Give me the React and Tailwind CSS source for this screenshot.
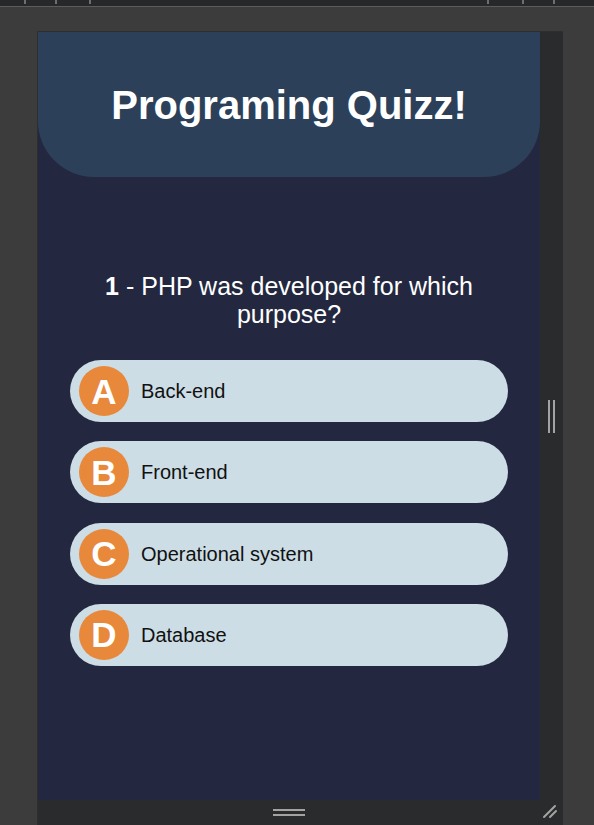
import React from "react";

const options = [
  { letter: "A", label: "Back-end" },
  { letter: "B", label: "Front-end" },
  { letter: "C", label: "Operational system" },
  { letter: "D", label: "Database" },
];

function Ruler() {
  return (
    <div className="h-[6px] bg-[#27282a] relative border-b border-[#5c5c5c] box-content">
      {[24, 55, 89, 487, 522, 553].map((x) => (
        <div key={x} className="absolute top-0 w-[2px] h-[4px] bg-[#6e6e6e]" style={{ left: x }} />
      ))}
    </div>
  );
}

function Option({ letter, label }) {
  return (
    <div className="h-[62px] rounded-full bg-[#cddde6] flex items-center pl-[9px]">
      <div className="w-[50px] h-[50px] rounded-full bg-[#e8883a] flex items-center justify-center text-white font-bold text-[35px] leading-none">
        {letter}
      </div>
      <span className="ml-[12px] text-[20px] text-[#111]">{label}</span>
    </div>
  );
}

export default function App() {
  return (
    <div className="h-[825px] w-[594px] bg-[#3c3c3c] overflow-hidden" style={{ fontFamily: '"Liberation Sans", Arial, sans-serif' }}>
      <Ruler />
      <div className="pt-[24px]">
        <div className="ml-[37px] w-[526px] border-l border-t border-[#2e2e2e]">
          <div className="flex h-[768px]">
            <div className="w-[502px] bg-[#232840] flex flex-col">
              <div className="h-[145px] bg-[#2c4159] rounded-b-[56px] flex items-center justify-center">
                <h1 className="text-white font-bold text-[40px] leading-none">Programing Quizz!</h1>
              </div>
              <div className="px-[32px] mt-[95px]">
                <p className="text-white text-[25px] text-center leading-[28px]">
                  <span className="font-bold">1</span> - PHP was developed for which purpose?
                </p>
                <div className="mt-[32px] flex flex-col gap-[19.3px]">
                  {options.map((o) => (
                    <Option key={o.letter} {...o} />
                  ))}
                </div>
              </div>
            </div>
            <div className="flex-1 bg-[#2a2b2d] flex items-center justify-center">
              <div className="flex gap-[3px]">
                <div className="w-[2px] h-[33px] bg-[#a3a3a3]" />
                <div className="w-[2px] h-[33px] bg-[#a3a3a3]" />
              </div>
            </div>
          </div>
          <div className="h-[25px] bg-[#2a2b2d] flex items-center relative">
            <div className="mx-auto flex flex-col gap-[3px] -translate-x-[12px]">
              <div className="w-[32px] h-[2px] bg-[#a3a3a3]" />
              <div className="w-[32px] h-[2px] bg-[#a3a3a3]" />
            </div>
            <svg className="absolute right-[5px] top-[3px]" width="16" height="16" viewBox="0 0 16 16">
              <path d="M2 14 L13 3 M8 14 L14 8" stroke="#a3a3a3" strokeWidth="2" strokeLinecap="round" />
            </svg>
          </div>
        </div>
      </div>
    </div>
  );
}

What the task requires:
Transcribe the full listing character for character. Pictures are excluded.

Answer for this exercise:
Give me the React and Tailwind CSS source for this screenshot.
import React from "react";

const options = [
  { letter: "A", label: "Back-end" },
  { letter: "B", label: "Front-end" },
  { letter: "C", label: "Operational system" },
  { letter: "D", label: "Database" },
];

function Ruler() {
  return (
    <div className="h-[6px] bg-[#27282a] relative border-b border-[#5c5c5c] box-content">
      {[24, 55, 89, 487, 522, 553].map((x) => (
        <div key={x} className="absolute top-0 w-[2px] h-[4px] bg-[#6e6e6e]" style={{ left: x }} />
      ))}
    </div>
  );
}

function Option({ letter, label }) {
  return (
    <div className="h-[62px] rounded-full bg-[#cddde6] flex items-center pl-[9px]">
      <div className="w-[50px] h-[50px] rounded-full bg-[#e8883a] flex items-center justify-center text-white font-bold text-[35px] leading-none">
        {letter}
      </div>
      <span className="ml-[12px] text-[20px] text-[#111]">{label}</span>
    </div>
  );
}

export default function App() {
  return (
    <div className="h-[825px] w-[594px] bg-[#3c3c3c] overflow-hidden" style={{ fontFamily: '"Liberation Sans", Arial, sans-serif' }}>
      <Ruler />
      <div className="pt-[24px]">
        <div className="ml-[37px] w-[526px] border-l border-t border-[#2e2e2e]">
          <div className="flex h-[768px]">
            <div className="w-[502px] bg-[#232840] flex flex-col">
              <div className="h-[145px] bg-[#2c4159] rounded-b-[56px] flex items-center justify-center">
                <h1 className="text-white font-bold text-[40px] leading-none">Programing Quizz!</h1>
              </div>
              <div className="px-[32px] mt-[95px]">
                <p className="text-white text-[25px] text-center leading-[28px]">
                  <span className="font-bold">1</span> - PHP was developed for which purpose?
                </p>
                <div className="mt-[32px] flex flex-col gap-[19.3px]">
                  {options.map((o) => (
                    <Option key={o.letter} {...o} />
                  ))}
                </div>
              </div>
            </div>
            <div className="flex-1 bg-[#2a2b2d] flex items-center justify-center">
              <div className="flex gap-[3px]">
                <div className="w-[2px] h-[33px] bg-[#a3a3a3]" />
                <div className="w-[2px] h-[33px] bg-[#a3a3a3]" />
              </div>
            </div>
          </div>
          <div className="h-[25px] bg-[#2a2b2d] flex items-center relative">
            <div className="mx-auto flex flex-col gap-[3px] -translate-x-[12px]">
              <div className="w-[32px] h-[2px] bg-[#a3a3a3]" />
              <div className="w-[32px] h-[2px] bg-[#a3a3a3]" />
            </div>
            <svg className="absolute right-[5px] top-[3px]" width="16" height="16" viewBox="0 0 16 16">
              <path d="M2 14 L13 3 M8 14 L14 8" stroke="#a3a3a3" strokeWidth="2" strokeLinecap="round" />
            </svg>
          </div>
        </div>
      </div>
    </div>
  );
}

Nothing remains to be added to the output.